The document outlines key challenges, competitor sets, target audiences, competitive advantages, category drivers, brand differentiators, and all the spaces where the brand will need to live.
Phase 2: Brand Platform Development
Never losing sight of the research and strategic foundation developed in Phase 1, our creative team goes to work to create a series of core brand deliverables.
These include internal and external summaries of the functional and emotional aspects of your brand, the unique value you offer your target audiences relative to your competition, a simple and easy-to-understand tagline, and holistic approach to your brand’s visual design language.
Phase 3: Brand Guidelines Development
This critical phase allows us to work closely with our clients to develop all the tools necessary to successfully bring the brand to life.
We create a series of templates that ensure consistency across all departments including letterhead, business cards, email signatures, marketing emails, print pieces, and social media applications.
We also create comprehensive, easy-to-use brand style guides.

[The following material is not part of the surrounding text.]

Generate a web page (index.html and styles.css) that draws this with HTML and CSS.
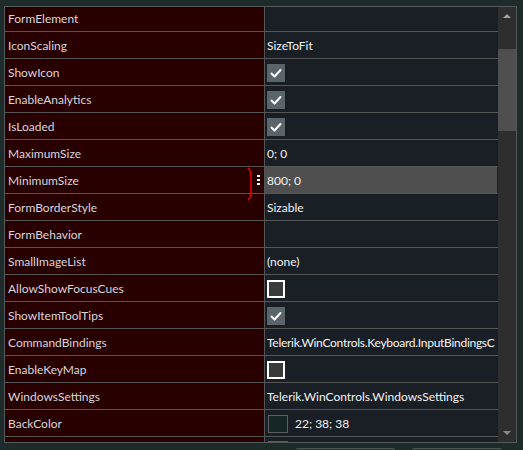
FILE: index.html
```html
<!DOCTYPE html>
<html>
<head>
<meta charset="utf-8">
<link rel="stylesheet" href="styles.css">
</head>
<body>
<div class="panel">
  <div class="grid">
    <div class="rows">
      <div class="row"><div class="name">FormElement</div><div class="value"></div></div>
      <div class="row"><div class="name">IconScaling</div><div class="value">SizeToFit</div></div>
      <div class="row"><div class="name">ShowIcon</div><div class="value"><span class="check on"><svg viewBox="0 0 18 18"><path d="M4.5 9.5 L7.5 12.5 L13.5 6" /></svg></span></div></div>
      <div class="row"><div class="name">EnableAnalytics</div><div class="value"><span class="check on"><svg viewBox="0 0 18 18"><path d="M4.5 9.5 L7.5 12.5 L13.5 6" /></svg></span></div></div>
      <div class="row"><div class="name">IsLoaded</div><div class="value"><span class="check on"><svg viewBox="0 0 18 18"><path d="M4.5 9.5 L7.5 12.5 L13.5 6" /></svg></span></div></div>
      <div class="row"><div class="name">MaximumSize</div><div class="value">0; 0</div></div>
      <div class="row selected"><div class="name">MinimumSize<span class="dots"><i></i><i></i><i></i></span><svg class="mark" viewBox="0 0 8 34"><path d="M2 1 Q5 3 5 12 L5 24 Q5 31 2 33" /></svg></div><div class="value">800; 0</div></div>
      <div class="row"><div class="name">FormBorderStyle</div><div class="value">Sizable</div></div>
      <div class="row"><div class="name">FormBehavior</div><div class="value"></div></div>
      <div class="row"><div class="name">SmallImageList</div><div class="value">(none)</div></div>
      <div class="row"><div class="name">AllowShowFocusCues</div><div class="value"><span class="check off"></span></div></div>
      <div class="row"><div class="name">ShowItemToolTips</div><div class="value"><span class="check on"><svg viewBox="0 0 18 18"><path d="M4.5 9.5 L7.5 12.5 L13.5 6" /></svg></span></div></div>
      <div class="row"><div class="name">CommandBindings</div><div class="value"><span class="clip">Telerik.WinControls.Keyboard.InputBindingsC</span></div></div>
      <div class="row"><div class="name">EnableKeyMap</div><div class="value"><span class="check off"></span></div></div>
      <div class="row"><div class="name">WindowsSettings</div><div class="value">Telerik.WinControls.WindowsSettings</div></div>
      <div class="row"><div class="name">BackColor</div><div class="value"><span class="swatch"></span><span class="swatch-text">22; 38; 38</span></div></div>
      <div class="row partial"><div class="name"></div><div class="value top"><span class="swatch light"></span></div></div>
    </div>
  </div>
  <div class="scrollbar">
    <div class="sb-btn up"><span class="arrow-up"></span></div>
    <div class="sb-thumb"></div>
    <div class="sb-track"></div>
    <div class="sb-btn down"><span class="arrow-down"></span></div>
  </div>
</div>
<div class="footer">
  <div class="btn first"></div>
  <div class="btn second"></div>
</div>
</body>
</html>
```

FILE: styles.css
```css
html, body {
  margin: 0;
  padding: 0;
}
body {
  width: 523px;
  height: 450px;
  overflow: hidden;
  background: #1d2b2b;
  font-family: "Lato", "Noto Sans", sans-serif;
  font-size: 12px;
}
.panel {
  margin: 6px 0 0 4px;
  width: 511px;
  height: 435px;
  border: 1px solid #555a5a;
  display: flex;
  background: #1a1f26;
}
.grid {
  flex: 1;
  overflow: hidden;
}
.rows {
  margin-top: -2px;
}
.row {
  display: grid;
  grid-template-columns: 260px 232px;
  grid-template-rows: 26px;
  height: 26px;
  border-bottom: 1px solid #555555;
}
.name {
  position: relative;
  height: 26px;
  box-sizing: border-box;
  padding-top: 1px;
  background: #280000;
  border-right: 1px solid #555555;
  color: #d6d6de;
  padding-left: 3px;
  line-height: 26px;
  white-space: nowrap;
}
.value {
  height: 26px;
  box-sizing: border-box;
  padding-top: 1px;
  background: #1a1f26;
  color: #f2f2f2;
  padding-left: 2px;
  line-height: 25px;
  white-space: nowrap;
  overflow: hidden;
  display: flex;
  align-items: center;
}
.value.top {
  align-items: flex-start;
  padding-top: 4px;
}
.clip {
  display: block;
  width: 229px;
  overflow: hidden;
  letter-spacing: -0.28px;
}
.row.selected .value {
  background: #4f4f4f;
}
.check {
  width: 18px;
  height: 18px;
  box-sizing: border-box;
  display: block;
}
.check.on {
  background: #5b6468;
}
.check.on svg {
  width: 18px;
  height: 18px;
  display: block;
}
.check.on path {
  fill: none;
  stroke: #ffffff;
  stroke-width: 2;
  stroke-linecap: round;
  stroke-linejoin: round;
}
.check.off {
  border: 2px solid #ffffff;
  background: #3a3a3a;
}
.swatch {
  width: 20px;
  height: 18px;
  box-sizing: border-box;
  border: 1px solid #5a5f5f;
  background: #162626;
  margin-left: 1px;
  margin-right: 7px;
  flex: none;
}
.swatch.light {
  background: #5a5a5a;
}
.dots {
  position: absolute;
  left: 252px;
  top: 8px;
  display: flex;
  flex-direction: column;
  gap: 2px;
}
.dots i {
  display: block;
  width: 3px;
  height: 2px;
  background: #ffffff;
}
.mark {
  position: absolute;
  left: 241px;
  top: 0px;
  width: 8px;
  height: 34px;
  overflow: visible;
  z-index: 2;
}
.mark path {
  fill: none;
  stroke: #e00000;
  stroke-width: 1.6;
}
.scrollbar {
  width: 18px;
  display: flex;
  flex-direction: column;
  background: #2e2e2e;
}
.sb-btn {
  height: 42px;
  position: relative;
}
.sb-btn.down {
  height: 20px;
}
.sb-thumb {
  height: 82px;
  background: #4f4f4f;
}
.sb-track {
  flex: 1;
}
.arrow-up, .arrow-down {
  position: absolute;
  left: 5px;
  width: 0;
  height: 0;
  border-left: 4px solid transparent;
  border-right: 4px solid transparent;
}
.arrow-up {
  top: 7px;
  border-bottom: 4px solid #a0a0a0;
}
.arrow-down {
  bottom: 7px;
  border-top: 4px solid #8a8a8a;
}
.footer {
  display: flex;
  gap: 17px;
  padding-left: 296px;
  margin-top: 5px;
}
.btn {
  height: 20px;
  background: #2c3838;
  border-top: 1px solid #4a5454;
  border-radius: 2px;
}
.btn.first {
  width: 99px;
}
.btn.second {
  width: 90px;
}
```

This ensures all aspects of the style tile, brand voice, and brand messaging are applied consistently across all future marketing and communication channels.
Phase 4: Implementation
Working off a carefully developed implementation schedule, we partner with you to apply the brand and bring it fully to life.
Implementation consulting includes all aspects of a rollout. This has included projects such as announcements and unveilings, signage updates, new enrollment campaigns, website rebuilds, and/or fundraising campaigns.
Client Snapshot
Echo Delta began working with South Dakota Mines in 2019. The school was faced with a pivotal moment in their history. After deep discovery, we realized the new brand needed to preserve the historical legacy of the university while building on the innovation, forward-thinking, and bright future it offers its current students. The new brand launched in August 2020 and was welcomed by excited alumni, students, staff, and faculty. We continue to work with SDM to develop marketing campaigns and enrollment materials.